Of all the regions, those in Scotland – where domestic students do not pay tuition fees – were least likely to say that the maximum fee of £9,250 in England was not good value for money – however, this was still over half of respondents at 57%.
Back to the start
All of which takes us pretty much full circle. We could have guessed most of the above already – it’s why May overruled DfE and called the Post 18 review in the first place. The question is whether the sector has the wherewithal to fill in some of the detail – the absence of which allows sloppy polling to fill in the blanks.
There doesn’t appear to be any research that asks whether £9,250 a year for a degree place represents good value for money regardless of the balance of the contribution between student (graduate) and state – surely a missed opportunity for the sector to protect (and justify) the unit of resource?
We’re still pretty much in the dark about the true “costs” of HE for most undergrads – rent, food, books and travel. How many students are going to take a positive value for money message into their twenties if they couldn’t afford it in the first place?
And as long as we have a repayment system whose subsidies only reveal themselves if you are at the end of your career and economically unsuccessful, we shouldn’t be surprised by a negative reaction to a VFM question.

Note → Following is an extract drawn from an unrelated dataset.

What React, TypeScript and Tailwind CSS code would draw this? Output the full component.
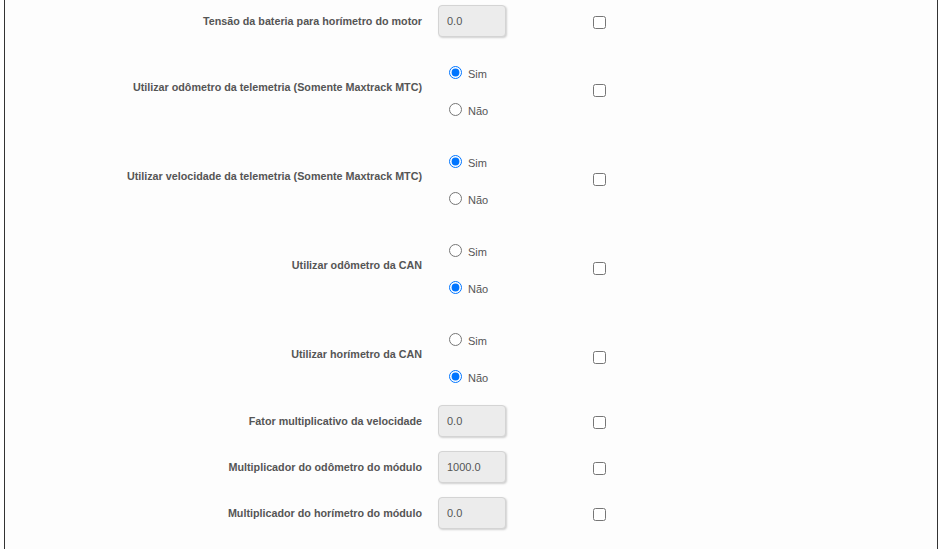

The reality is that the abrupt removal of the “fiscal illusion”, coupled with a decade of escaping austerity and allowing costs on campus to drift up means that the sector is both out of practice, and out of graduate friends. With Augar imminent, it should do its best to find both.

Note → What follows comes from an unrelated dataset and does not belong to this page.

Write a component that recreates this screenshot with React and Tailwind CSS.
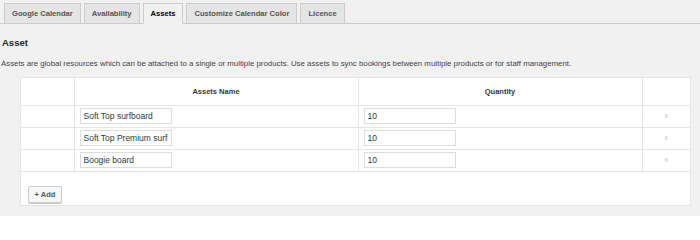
import React from 'react';

const tabs = ['Google Calendar', 'Availability', 'Assets', 'Customize Calendar Color', 'Licence'];

const assets = [
  { id: 1, name: 'Soft Top surfboard', qty: '10' },
  { id: 2, name: 'Soft Top Premium surfboard', qty: '10' },
  { id: 3, name: 'Boogie board', qty: '10' },
];

export default function App() {
  return (
    <div className="h-[216px] w-[700px] overflow-hidden bg-[#f1f1f1] text-[#23282d]" style={{ fontFamily: '"Liberation Sans", Arial, sans-serif' }}>
      {/* Tabs */}
      <div className="flex items-end gap-[3px] border-b border-[#ccc] pl-[4px] pt-[3px]">
        {tabs.map(tab => (
          <div
            key={tab}
            className={`-mb-px flex h-[21px] items-center border px-[7px] text-[7.6px] font-bold ${
              tab === 'Assets'
                ? 'border-[#ccc] border-b-[#f1f1f1] bg-[#f1f1f1] text-[#000]'
                : 'border-[#ccc] bg-[#e5e5e5] text-[#555]'
            }`}
          >
            {tab}
          </div>
        ))}
      </div>

      {/* Heading */}
      <h2 className="mt-[12px] pl-[2px] text-[9.5px] font-bold leading-[14px] text-[#23282d]">Asset</h2>
      <p className="mt-[8px] pl-[1px] text-[7.85px] leading-[12px] text-[#444]">
        Assets are global resources which can be attached to a single or multiple products. Use assets to sync bookings between multiple products or for staff management.
      </p>

      {/* Table */}
      <div className="ml-[20px] mt-[7px] w-[671px] border border-[#e5e5e5] bg-white">
        <table className="w-full table-fixed border-collapse text-[8px]">
          <thead>
            <tr className="h-[27px] border-b border-[#e5e5e5]">
              <th className="w-[53px] border-r border-[#e5e5e5]"></th>
              <th className="w-[284px] border-r border-[#e5e5e5] text-center text-[7.5px] font-bold text-[#32373c]">Assets Name</th>
              <th className="w-[284px] border-r border-[#e5e5e5] text-center text-[7.5px] font-bold text-[#32373c]">Quantity</th>
              <th></th>
            </tr>
          </thead>
          <tbody>
            {assets.map(asset => (
              <tr key={asset.id} className="h-[22px] border-b border-[#e5e5e5]">
                <td className="border-r border-[#e5e5e5]"></td>
                <td className="border-r border-[#e5e5e5] px-[5px]">
                  <input
                    type="text"
                    defaultValue={asset.name}
                    className="block h-[16px] w-[92px] border border-[#ddd] bg-white px-[3px] text-[8.5px] text-[#32373c] outline-none"
                  />
                </td>
                <td className="border-r border-[#e5e5e5] px-[5px]">
                  <input
                    type="text"
                    defaultValue={asset.qty}
                    className="block h-[16px] w-[92px] border border-[#ddd] bg-white px-[3px] text-[8.5px] text-[#32373c] outline-none"
                  />
                </td>
                <td className="text-center text-[7px] text-[#c3c3c3]">x</td>
              </tr>
            ))}
          </tbody>
        </table>
        <div className="h-[33px] pl-[7px] pt-[8px]">
          <button className="h-[17px] w-[34px] rounded-[2px] border border-[#ccc] bg-[#f7f7f7] text-[7.5px] font-bold text-[#555] shadow-[0_1px_0_#ccc]">
            + Add
          </button>
        </div>
      </div>
    </div>
  );
}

It would be interesting to also associate whether the general public thought that we had enough doctors, nurses, teachers and the like, with the need for them having had a university education.
Also, VFM is a long term judgement and can only really be seen decades after students have left education, from both their own viewpoints and those of society more generally. Most students are more concerned about living costs than tuition fees, with the VFM question appearing to be of more interest to the Treasury and some parts of the press.
I wonder if views vary on VfM of £9250/year vary based on how the money is lent (i.e. to what extent are respondents actually factoring in how much students are really paying back).
” It’s difficult to argue against (who would make the case for less value for money?)…”
The point is this: even thinking in these terms is wrong headed.
Sure, there are lots of pointless courses that should be closed down (rather than being subsidised by the tax payer). But arguing the relative “value for money” between, say, a historian and an engineer is completely idiotic: that is not the right way to think about universities and subjects at universities.
The problem is, the current climate makes it very difficult to draw a distinction between, say, History at Cambridge and basket-weaving at …
Education free at the point of delivery would mean its users would not need to talk in these terms. Let the state worry over this, and let educators and students do what they do.
The reality is that ‘don’t know’ should be around 99% but everyone wants to have an opinion. It’s a system 1 response to a system 2 question.